Request:
Give the listing again in full, exactly as written.
____________
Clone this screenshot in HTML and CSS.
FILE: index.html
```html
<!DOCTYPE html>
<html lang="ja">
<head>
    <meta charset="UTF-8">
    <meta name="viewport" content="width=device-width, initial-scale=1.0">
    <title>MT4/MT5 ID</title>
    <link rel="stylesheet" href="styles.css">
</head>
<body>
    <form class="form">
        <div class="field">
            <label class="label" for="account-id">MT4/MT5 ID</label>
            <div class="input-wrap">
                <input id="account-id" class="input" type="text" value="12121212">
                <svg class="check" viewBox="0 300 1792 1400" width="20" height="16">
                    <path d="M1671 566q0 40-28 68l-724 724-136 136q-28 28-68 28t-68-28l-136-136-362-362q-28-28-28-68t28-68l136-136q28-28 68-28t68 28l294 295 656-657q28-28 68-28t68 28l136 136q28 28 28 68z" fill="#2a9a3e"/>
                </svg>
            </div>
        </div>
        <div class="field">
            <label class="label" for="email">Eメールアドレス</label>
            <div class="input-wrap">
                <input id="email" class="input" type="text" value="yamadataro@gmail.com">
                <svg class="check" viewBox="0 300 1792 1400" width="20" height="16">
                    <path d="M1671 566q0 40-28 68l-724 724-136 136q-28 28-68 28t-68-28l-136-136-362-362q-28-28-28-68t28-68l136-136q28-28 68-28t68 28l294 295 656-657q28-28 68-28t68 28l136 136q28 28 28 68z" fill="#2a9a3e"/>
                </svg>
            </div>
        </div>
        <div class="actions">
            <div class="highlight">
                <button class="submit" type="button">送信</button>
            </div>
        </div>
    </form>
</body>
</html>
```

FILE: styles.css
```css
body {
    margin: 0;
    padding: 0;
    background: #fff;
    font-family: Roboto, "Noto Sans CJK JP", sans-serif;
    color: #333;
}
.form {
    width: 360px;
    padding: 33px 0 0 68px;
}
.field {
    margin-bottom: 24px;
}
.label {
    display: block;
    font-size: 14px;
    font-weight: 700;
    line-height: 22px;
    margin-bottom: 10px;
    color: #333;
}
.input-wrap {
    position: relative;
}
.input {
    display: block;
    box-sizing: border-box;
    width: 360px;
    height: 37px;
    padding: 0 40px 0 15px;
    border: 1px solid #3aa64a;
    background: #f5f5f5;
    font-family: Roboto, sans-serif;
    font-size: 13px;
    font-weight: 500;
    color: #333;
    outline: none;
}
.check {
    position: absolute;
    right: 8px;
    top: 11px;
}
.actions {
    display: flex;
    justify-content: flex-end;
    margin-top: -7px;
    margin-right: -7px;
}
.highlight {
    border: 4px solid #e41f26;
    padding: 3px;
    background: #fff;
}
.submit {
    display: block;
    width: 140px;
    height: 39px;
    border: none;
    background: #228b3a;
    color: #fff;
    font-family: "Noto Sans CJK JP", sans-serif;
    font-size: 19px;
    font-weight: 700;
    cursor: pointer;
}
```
____________
Task solution:
Clone this screenshot in HTML and CSS.
FILE: index.html
```html
<!DOCTYPE html>
<html lang="ja">
<head>
    <meta charset="UTF-8">
    <meta name="viewport" content="width=device-width, initial-scale=1.0">
    <title>MT4/MT5 ID</title>
    <link rel="stylesheet" href="styles.css">
</head>
<body>
    <form class="form">
        <div class="field">
            <label class="label" for="account-id">MT4/MT5 ID</label>
            <div class="input-wrap">
                <input id="account-id" class="input" type="text" value="12121212">
                <svg class="check" viewBox="0 300 1792 1400" width="20" height="16">
                    <path d="M1671 566q0 40-28 68l-724 724-136 136q-28 28-68 28t-68-28l-136-136-362-362q-28-28-28-68t28-68l136-136q28-28 68-28t68 28l294 295 656-657q28-28 68-28t68 28l136 136q28 28 28 68z" fill="#2a9a3e"/>
                </svg>
            </div>
        </div>
        <div class="field">
            <label class="label" for="email">Eメールアドレス</label>
            <div class="input-wrap">
                <input id="email" class="input" type="text" value="yamadataro@gmail.com">
                <svg class="check" viewBox="0 300 1792 1400" width="20" height="16">
                    <path d="M1671 566q0 40-28 68l-724 724-136 136q-28 28-68 28t-68-28l-136-136-362-362q-28-28-28-68t28-68l136-136q28-28 68-28t68 28l294 295 656-657q28-28 68-28t68 28l136 136q28 28 28 68z" fill="#2a9a3e"/>
                </svg>
            </div>
        </div>
        <div class="actions">
            <div class="highlight">
                <button class="submit" type="button">送信</button>
            </div>
        </div>
    </form>
</body>
</html>
```

FILE: styles.css
```css
body {
    margin: 0;
    padding: 0;
    background: #fff;
    font-family: Roboto, "Noto Sans CJK JP", sans-serif;
    color: #333;
}
.form {
    width: 360px;
    padding: 33px 0 0 68px;
}
.field {
    margin-bottom: 24px;
}
.label {
    display: block;
    font-size: 14px;
    font-weight: 700;
    line-height: 22px;
    margin-bottom: 10px;
    color: #333;
}
.input-wrap {
    position: relative;
}
.input {
    display: block;
    box-sizing: border-box;
    width: 360px;
    height: 37px;
    padding: 0 40px 0 15px;
    border: 1px solid #3aa64a;
    background: #f5f5f5;
    font-family: Roboto, sans-serif;
    font-size: 13px;
    font-weight: 500;
    color: #333;
    outline: none;
}
.check {
    position: absolute;
    right: 8px;
    top: 11px;
}
.actions {
    display: flex;
    justify-content: flex-end;
    margin-top: -7px;
    margin-right: -7px;
}
.highlight {
    border: 4px solid #e41f26;
    padding: 3px;
    background: #fff;
}
.submit {
    display: block;
    width: 140px;
    height: 39px;
    border: none;
    background: #228b3a;
    color: #fff;
    font-family: "Noto Sans CJK JP", sans-serif;
    font-size: 19px;
    font-weight: 700;
    cursor: pointer;
}
```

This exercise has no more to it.